Ms. Meilleur: Thank you, senator.

Since I am not in the position yet, I did not contact any of the anglophone communities. However, I was invited by the Quebec association not very long ago to go to an event. They invited me because they knew I was interested in the position of Commissioner of Official Languages. They have seen what I have done in Ontario for the francophones, so they said, “If you become the commissioner, we would like you to help us do what you have own for the francophones in Quebec.”

We have a house in the Gaspé Peninsula, and there are quite a few anglophones there. My husband’s father was an anglophone, so we are very familiar with their concerns and their preoccupations and their aspirations there. I know there’s more than the Gaspé Peninsula. There is the Montreal group and the Eastern Townships.

I’ll say it here and I’ve said it before: If I am confirmed in this position, the first group that I will meet with are the Quebec anglophones because I want to make sure that they see my passion for official languages. I will work with them, and I hope that they will feel comfortable. I had a good feeling talking to them at my event in Montreal.

Senator Fraser: When you say meeting with “them,” was that the Quebec Community Groups Network, the QCGN?

Ms. Meilleur: The event was with the Quebec group. Yes, it was an event with them. I knew the executive director because she used to work for the Ontario government, and she introduced me to many of the leaders in that group.

Senator Fraser: On a slightly different tack, I’m sure you know that there are as many anglophones in Quebec as there are francophones outside Quebec in this country. You may not know that Quebec anglophone groups — Quebec anglophones in general — receive from the federal government only a small fraction of the per capita funding that goes to francophones outside Quebec. Perhaps historically there was a view, mistaken even then, that all anglophones in Quebec were rich. That’s certainly not the case now.

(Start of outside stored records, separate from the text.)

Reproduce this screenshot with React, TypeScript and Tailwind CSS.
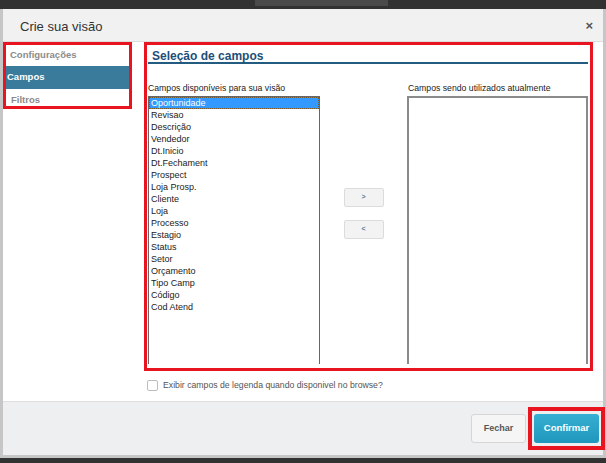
import { useState } from 'react'

const available = [
  'Oportunidade',
  'Revisao',
  'Descrição',
  'Vendedor',
  'Dt.Inicio',
  'Dt.Fechament',
  'Prospect',
  'Loja Prosp.',
  'Cliente',
  'Loja',
  'Processo',
  'Estagio',
  'Status',
  'Setor',
  'Orçamento',
  'Tipo Camp',
  'Código',
  'Cod Atend',
]

const font = { fontFamily: '"Liberation Sans", Arial, sans-serif' }

export default function App() {
  const [selected, setSelected] = useState('Oportunidade')
  const [legend, setLegend] = useState(false)

  return (
    <div className="h-[463px] w-[606px] overflow-hidden bg-[#323232]" style={font}>
      {/* background app strip behind the dialog */}
      <div className="flex h-[9px] items-start">
        <div className="ml-[255px] h-[6px] w-[133px] bg-[#4a4a4a]" />
      </div>

      <div className="bg-[#c6c6c6] pb-[3px] pl-[3px] pr-[3px]">
        <div className="bg-white">
          {/* Header */}
          <div className="flex h-[33px] items-center justify-between border-b border-[#dcdcdc] bg-[#f1f1f1] pl-[17px] pr-[10px]">
            <span className="pt-[3px] text-[13px] text-[#333]">Crie sua visão</span>
            <span className="text-[13px] font-bold leading-none text-[#555]">×</span>
          </div>

          {/* Body */}
          <div className="flex h-[359px]">
            {/* Steps nav */}
            <div className="h-[67px] w-[129px] border-[3px] border-[#e8141f] text-[9.5px] font-bold">
              <div className="h-[21px] pl-[4px] pt-[3px] leading-[13px] text-[#8b8b8b]">Configurações</div>
              <div className="flex h-[23px] items-center bg-[#3a7a9b] pl-[1px] text-white">Campos</div>
              <div className="pl-[5px] pt-[5px] leading-[11px] text-[#8b8b8b]">Filtros</div>
            </div>

            <div className="ml-[12px] flex flex-col">
              {/* Field selection */}
              <div className="h-[329px] w-[449px] border-[3px] border-[#e8141f] pl-[1px] pr-[2px]">
                <div className="h-[19px] border-b-2 border-[#245c81] pl-[4px] pt-[5px] text-[12px] font-bold leading-[12px] text-[#1d4f78]">
                  Seleção de campos
                </div>

                <div className="flex pt-[19px] text-[8.7px] text-[#222]">
                  <div className="w-[172px]">
                    <div className="leading-[11px]">Campos disponíveis para sua visão</div>
                    <div className="mt-[2px] h-[268px] border border-b-0 border-[#666] text-[9px]">
                      {available.map((item) => (
                        <div
                          key={item}
                          onClick={() => setSelected(item)}
                          className={`h-[12px] pl-[2px] leading-[12px] ${
                            selected === item
                              ? 'bg-[#3399ff] text-white outline-1 outline-dotted outline-[#7a5a2a] -outline-offset-1'
                              : ''
                          }`}
                        >
                          {item}
                        </div>
                      ))}
                    </div>
                  </div>

                  <div className="flex flex-1 flex-col items-center pt-[105px]">
                    <button className="h-[19px] w-[40px] rounded-[2px] border border-[#dcdcdc] bg-[#f3f3f3] text-[7px] font-bold text-[#5a7a9a]">
                      &gt;
                    </button>
                    <button className="mt-[13px] h-[19px] w-[40px] rounded-[2px] border border-[#dcdcdc] bg-[#f3f3f3] text-[7px] font-bold text-[#5a7a9a]">
                      &lt;
                    </button>
                  </div>

                  <div className="w-[181px]">
                    <div className="pl-[1px] leading-[11px]">Campos sendo utilizados atualmente</div>
                    <div className="mt-[2px] h-[268px] border-2 border-b-0 border-[#8a8a8a]" />
                  </div>
                </div>
              </div>

              <label className="mt-[8px] flex items-center pl-[3px] text-[8.7px] text-[#555]">
                <input
                  type="checkbox"
                  checked={legend}
                  onChange={() => setLegend(!legend)}
                  className="h-[11px] w-[11px] appearance-none rounded-[2px] border border-[#bdbdbd] bg-white"
                />
                <span className="ml-[5px]">Exibir campos de legenda quando disponivel no browse?</span>
              </label>
            </div>
          </div>

          {/* Footer */}
          <div className="flex h-[54px] items-center justify-end border-t border-[#dedede] bg-[#eeeff0]">
            <button className="mr-[2px] h-[29px] w-[55px] rounded-[3px] border border-[#d6d6d6] bg-[#f5f5f5] text-[9px] font-bold text-[#555]">
              Fechar
            </button>
            <div className="-mr-[2px] border-[4px] border-[#e8141f] px-[2px] py-[3px]">
              <button className="h-[29px] w-[65px] rounded-[3px] bg-gradient-to-b from-[#36afd2] to-[#1f97bd] text-[9.5px] font-bold text-white">
                Confirmar
              </button>
            </div>
          </div>
        </div>
      </div>
    </div>
  )
}
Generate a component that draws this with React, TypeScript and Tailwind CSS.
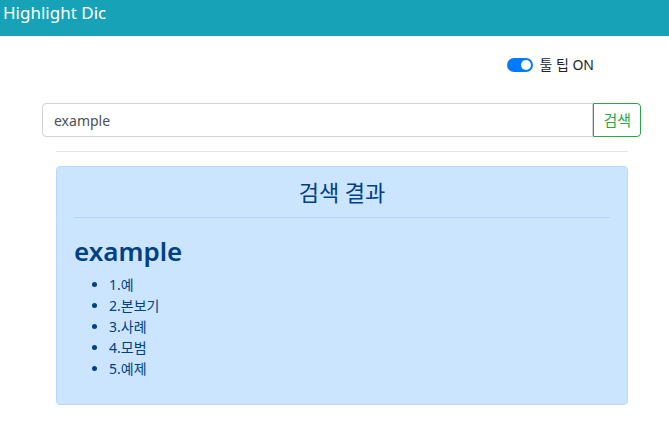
import React from 'react';

const meanings = ['예', '본보기', '사례', '모범', '예제'];

export default function App() {
  return (
    <div
      className="min-h-[434px] w-full bg-white text-[#212529]"
      style={{ fontFamily: '"Noto Sans", "Noto Sans CJK KR", sans-serif' }}
    >
      {/* Header */}
      <div className="flex h-[36px] items-start bg-[#17a2b8] pl-[3px] pt-[1px]">
        <span className="text-[17px] leading-[24px] text-white">Highlight Dic</span>
      </div>

      {/* Tooltip toggle */}
      <div className="flex justify-end pr-[75px] pt-[19px]">
        <label className="flex items-center gap-[6px]">
          <span className="relative inline-block h-[14px] w-[26px] rounded-full bg-[#007bff]">
            <span className="absolute right-[2px] top-[2px] h-[10px] w-[10px] rounded-full bg-white" />
          </span>
          <span className="text-[14px] leading-[20px]">툴 팁 ON</span>
        </label>
      </div>

      {/* Search */}
      <div className="flex pl-[42px] pr-[28px] pt-[28px]">
        <div className="flex h-[34px] flex-1 items-center rounded-l-[4px] border border-[#ced4da] px-[11px] text-[14px] text-[#495057]">
          example
        </div>
        <button className="h-[34px] rounded-r-[4px] border border-[#28a745] px-[9px] text-[15px] text-[#28a745]">
          검색
        </button>
      </div>

      <div className="px-[56px] pt-[14px] pr-[41px]">
        <hr className="border-t border-[#e5e5e5]" />

        {/* Results */}
        <div className="mt-[14px] rounded-[4px] border border-[#b8daff] bg-[#cce5ff] px-[17px] pb-[25px] pt-[10px] text-[#004085]">
          <h4 className="text-center text-[22px] leading-[30px]">검색 결과</h4>
          <hr className="mt-[10px] border-t border-[#9fcdff] opacity-70" />
          <h2 className="mt-[16px] text-[26px] font-semibold leading-[34px]">example</h2>
          <ul className="mt-[6px] list-disc pl-[35px] text-[14px] leading-[21px]">
            {meanings.map((m, i) => (
              <li key={m}>
                {i + 1}.{m}
              </li>
            ))}
          </ul>
        </div>
      </div>
    </div>
  );
}
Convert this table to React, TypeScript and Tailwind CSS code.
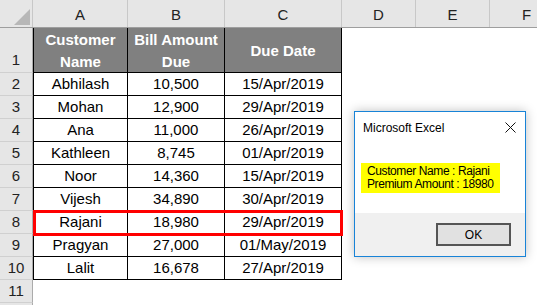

Would you be prepared to champion the cause of better funding for English Quebec?

Ms. Meilleur: Thank you, senator.

Yes, I would. When I say my passion is for official languages, in Ontario of course it was francophone because that was the minority group. But there are a lot of issues that are similar in the minority situation of the anglophones in Quebec. Usually they are in a small community, and it’s more difficult for them to get the services in their language.

I would be delighted to, and I can tell you that I would, go out and visit these smaller communities, listen to them and work with the authorities to help them improve their situation and get the support, financial or other, they require.

But there is a part that is government and another part that is the responsibility of the Commissioner of Official Languages, but what’s important is to work together. That’s what I have done in Ontario. You can talk to the opposition in Ontario. I see former Minister Frances Lankin here.

That’s my approach and that’s what I’m going to bring to my job if I have the opportunity to be the next commissioner.